Вот пример такого безысходного perpetuum mobile диалогизованного самосознания:
«Вы скажете, что пошло и подло выводить все это (мечты героя. — М. Б.) теперь на рынок, после стольких упоений и слёз, в которых я сам признался. Отчего же подло-с? Неужели вы думаете, что я стыжусь всего этого и что все это было глупее хотя чего бы то ни было в вашей, господа, жизни? И к тому же поверьте, что у меня кой-что было вовсе не дурно составлено… Не все же происходило на озере Комо. А, впрочем, вы правы; действительно, и пошло и подло. А подлее всего то, что я теперь начал перед вами оправдываться. А ещё подлее то, что я делаю теперь это замечание. Да довольно, впрочем, а то ведь никогда и не кончишь; все будет одно другого подлее…» (IV, 181).
Перед нами пример дурной бесконечности диалога, который не может ни кончиться, ни завершиться. Формальное значение таких безысходных диалогических противостояний в творчестве Достоевского очень велико. Но в последующих произведениях это противостояние нигде не дано в такой обнажённой и абстрактно-отчётливой, можно прямо сказать — математической форме. [138]
Вследствие такого отношения «человека из подполья» к чужому сознанию и его слову — исключительной зависимости от него и вместе с тем крайней враждебности к нему и неприятии его суда — рассказ его приобретает одну в высшей степени существенную художественную особенность.

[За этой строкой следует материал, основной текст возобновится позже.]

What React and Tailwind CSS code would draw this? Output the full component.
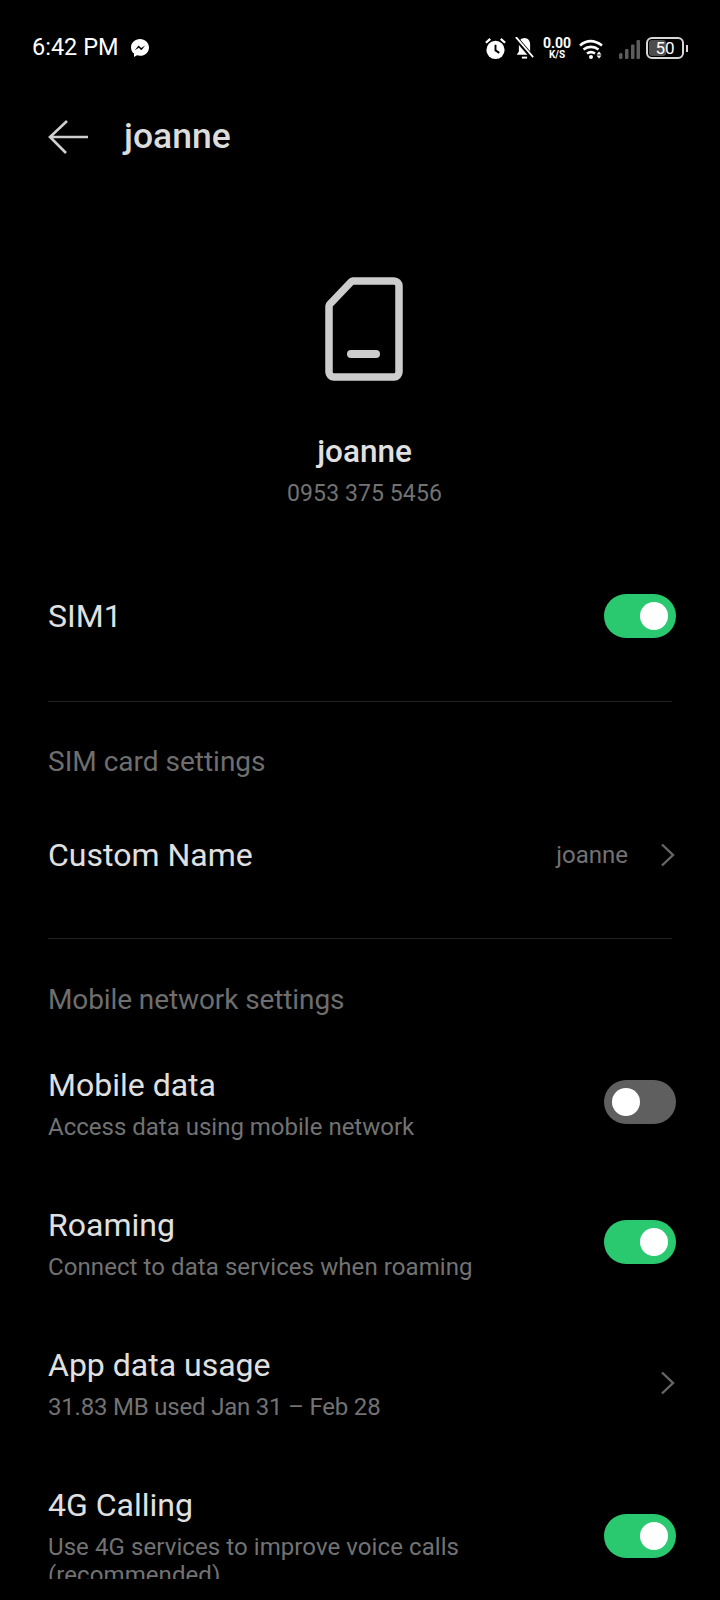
import React from "react";

const font = { fontFamily: "Roboto, sans-serif" };

function Toggle({ on, className = "" }) {
  return (
    <div className={`w-[72px] h-11 rounded-full flex items-center shrink-0 px-[8px] ${on ? "bg-[#2ac96f] justify-end" : "bg-[#5f5f5f] justify-start"} ${className}`}>
      <div className="w-7 h-7 rounded-full bg-white" />
    </div>
  );
}

function Chevron({ className = "" }) {
  return (
    <svg width="16" height="24" viewBox="0 0 16 24" fill="none" className={`shrink-0 ${className}`}>
      <path d="M2 1.500 L13 12 L2 22.500" stroke="#666" strokeWidth="2.400" />
    </svg>
  );
}

function Divider() {
  return <div className="h-px bg-[#222222] ml-12 mr-[48px]" />;
}

function Row2({ title, sub, sub2, right, subClass = "" }) {
  return (
    <div className="flex items-start justify-between pl-12 pr-[44px] h-[140px] pt-[31px]">
      <div>
        <div className="text-[32px] leading-[40px] text-[#e0e0e0]">{title}</div>
        <div className={`text-[24px] leading-[28px] mt-[8px] text-[#727272] ${subClass}`}>
          {sub}
          {sub2 && <br />}
          {sub2}
        </div>
      </div>
      {right}
    </div>
  );
}

export default function App() {
  return (
    <div className="w-[720px] h-[1600px] bg-black overflow-hidden" style={font}>
      <div className="h-[1579px] overflow-hidden">
        {/* status bar */}
        <div className="flex items-center justify-between h-[48px] mt-6 pl-[32px] pr-[32px]">
          <div className="flex items-center gap-3">
            <span className="text-[23.500px] text-white leading-none">6:42 PM</span>
            <svg width="20" height="20" viewBox="0 0 20 20">
              <path d="M10 1C5 1 1 4.700 1 9.400c0 2.600 1.200 4.700 3 6.200V19l3-1.700c1 .3 2 .4 3 .4 5 0 9-3.700 9-8.300S15 1 10 1z" fill="#fff" />
              <path d="M4.800 12.200 8.600 7.600l2.600 2.300 4-2.300-3.800 4.600-2.600-2.400z" fill="#000" />
            </svg>
          </div>
          <div className="flex items-center">
            <svg width="23" height="23" viewBox="0 0 24 24" className="mr-[8px]">
              <circle cx="12" cy="13.500" r="9.500" fill="#fff" />
              <path d="M12 8v6l4 2.500" stroke="#000" strokeWidth="2" fill="none" />
              <path d="M2 6l4.500-4M22 6l-4.500-4" stroke="#fff" strokeWidth="2.400" />
            </svg>
            <svg width="19" height="23" viewBox="0 0 22 24" className="mr-[9px]" preserveAspectRatio="none">
              <path d="M11 1c-4 0-6.500 3-6.500 6.500V15L2 18.500h18L17.500 15V7.500C17.500 4 15 1 11 1z" fill="#fff" />
              <path d="M8 20.500h6v2H8z" fill="#fff" />
              <path d="M1 1l19 20" stroke="#000" strokeWidth="5" />
              <path d="M1 0l20 21" stroke="#fff" strokeWidth="2" />
            </svg>
            <div className="flex flex-col items-center w-[28px] mr-[8px] text-white font-bold">
              <span className="text-[14px] leading-[14px]">0.00</span>
              <span className="text-[10px] leading-[10px]">K/S</span>
            </div>
            <svg width="24" height="20" viewBox="0 0 24 20" className="mr-[16px] mt-[2px]">
              <path d="M1 6.500C7.500 1 15.500 1 23 6.500" stroke="#fff" strokeWidth="2.600" fill="none" />
              <path d="M4.500 10.500c4.500-3.500 10.500-3.500 15 0" stroke="#fff" strokeWidth="2.600" fill="none" />
              <path d="M8 14.500c2.500-1.800 5.500-1.800 8 0" stroke="#fff" strokeWidth="2.600" fill="none" />
              <circle cx="12" cy="18" r="2" fill="#fff" />
              <path d="M20 12.500l2.500 3h-5zM20 19.500l2.500-3h-5z" fill="#fff" />
            </svg>
            <svg width="21" height="19" viewBox="0 0 21 19" className="mr-[6px] mt-[2px]">
              <rect x="0" y="13" width="3.500" height="6" rx="1.500" fill="#5c5c5c" />
              <rect x="6" y="9" width="3.500" height="10" rx="1" fill="#5c5c5c" />
              <rect x="12" y="4.500" width="3.500" height="14.500" rx="1" fill="#5c5c5c" />
              <rect x="17.500" y="0" width="3.500" height="19" rx="1" fill="#5c5c5c" />
            </svg>
            <div className="relative w-[38px] h-[22px] rounded-[6px] border-2 border-[#d8d8d8] overflow-hidden flex items-center justify-center">
              <div className="absolute left-[1px] top-[1px] bottom-[1px] w-[17px] bg-[#4d4d4d] rounded-[3px]" />
              <span className="relative text-[17px] leading-none text-white">50</span>
            </div>
            <div className="w-[2px] h-[7px] bg-[#d8d8d8] ml-[2px]" />
          </div>
        </div>

        {/* header */}
        <div className="flex items-center h-[64px] mt-[33px] pl-[48px]">
          <svg width="41" height="34" viewBox="0 0 41 34" fill="none">
            <path d="M40 17H2M19 1 2 17l16 16" stroke="#cfcfcf" strokeWidth="2.600" />
          </svg>
          <span className="ml-[35px] text-[35.500px] font-medium text-[#dcdcdc]">joanne</span>
        </div>

        {/* SIM */}
        <div className="flex flex-col items-center mt-[108px] pl-[9px]">
          <svg width="78" height="104" viewBox="0 0 78 104" fill="none" className="mr-[2px]">
            <path d="M28 4H69a5 5 0 0 1 5 5V95a5 5 0 0 1-5 5H9a5 5 0 0 1-5-5V29a3 3 0 0 1 1-2L26 5a3 3 0 0 1 2-1z" stroke="#cdcdcd" strokeWidth="7.500" strokeLinejoin="round" />
            <rect x="22" y="73" width="33" height="8" rx="4" fill="#cdcdcd" />
          </svg>
          <div className="mt-[51px] text-[31.500px] leading-[40px] font-medium text-[#e0e0e0]">joanne</div>
          <div className="mt-[4px] text-[23px] leading-[36px] tracking-[0.1px] text-[#727272]">0953 375 5456</div>
        </div>

        <div className="flex items-center justify-between pl-12 pr-[44px] h-[171px] mt-[18px]">
          <span className="text-[32px] text-[#e0e0e0]">SIM1</span>
          <Toggle on />
        </div>
        <Divider />
        <div className="pl-12 mt-[42px] text-[28px] leading-[36px] text-[#6e6e6e]">SIM card settings</div>
        <div className="flex items-center justify-between pl-12 pr-[44px] h-[96px] mt-[27px]">
          <span className="text-[32px] text-[#e0e0e0]">Custom Name</span>
          <div className="flex items-center gap-[32px]">
            <span className="text-[24px] text-[#727272]">joanne</span>
            <Chevron />
          </div>
        </div>
        <div className="mt-[35px]"><Divider /></div>
        <div className="pl-12 mt-[43px] text-[28px] leading-[36px] tracking-[-0.1px] text-[#6e6e6e]">Mobile network settings</div>
        <div className="mt-[16px]">
          <Row2 title="Mobile data" sub="Access data using mobile network" right={<Toggle className="mt-[15px]" />} />
          <Row2 title="Roaming" sub="Connect to data services when roaming" subClass="tracking-[0.08px]" right={<Toggle on className="mt-[15px]" />} />
          <Row2 title="App data usage" sub="31.83 MB used Jan 31 – Feb 28" subClass="tracking-[-0.2px]" right={<Chevron className="mt-[26px]" />} />
          <Row2 title="4G Calling" sub="Use 4G services to improve voice calls" sub2="(recommended)" subClass="tracking-[0.08px]" right={<Toggle on className="mt-[29px]" />} />
        </div>
      </div>
    </div>
  );
}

Это — нарочитое и подчинённое особой художественной логике неблагообразие его стиля. Его слово не красуется и не может красоваться, ибо не перед кем ему красоваться. Ведь оно не довлеет наивно себе самому и своему предмету. Оно обращено к другому и к самому говорящему (во внутреннем диалоге с самим собой). И в том и в другом направлении оно менее всего хочет красоваться и быть «художественным» в обычном смысле этого слова. В отношении к другому оно стремится быть нарочито неизящным, быть «назло» ему и его вкусам во всех отношениях. Но и по отношению к самому говорящему оно занимает ту же позицию, ибо отношение к себе неразрывно сплетено с отношением к другому. Поэтому слово подчёркнуто цинично, рассчитанно цинично, хотя и с надрывом. Оно стремится к юродству, юродство же есть своего рода форма, своего рода эстетизм, но как бы с обратным знаком.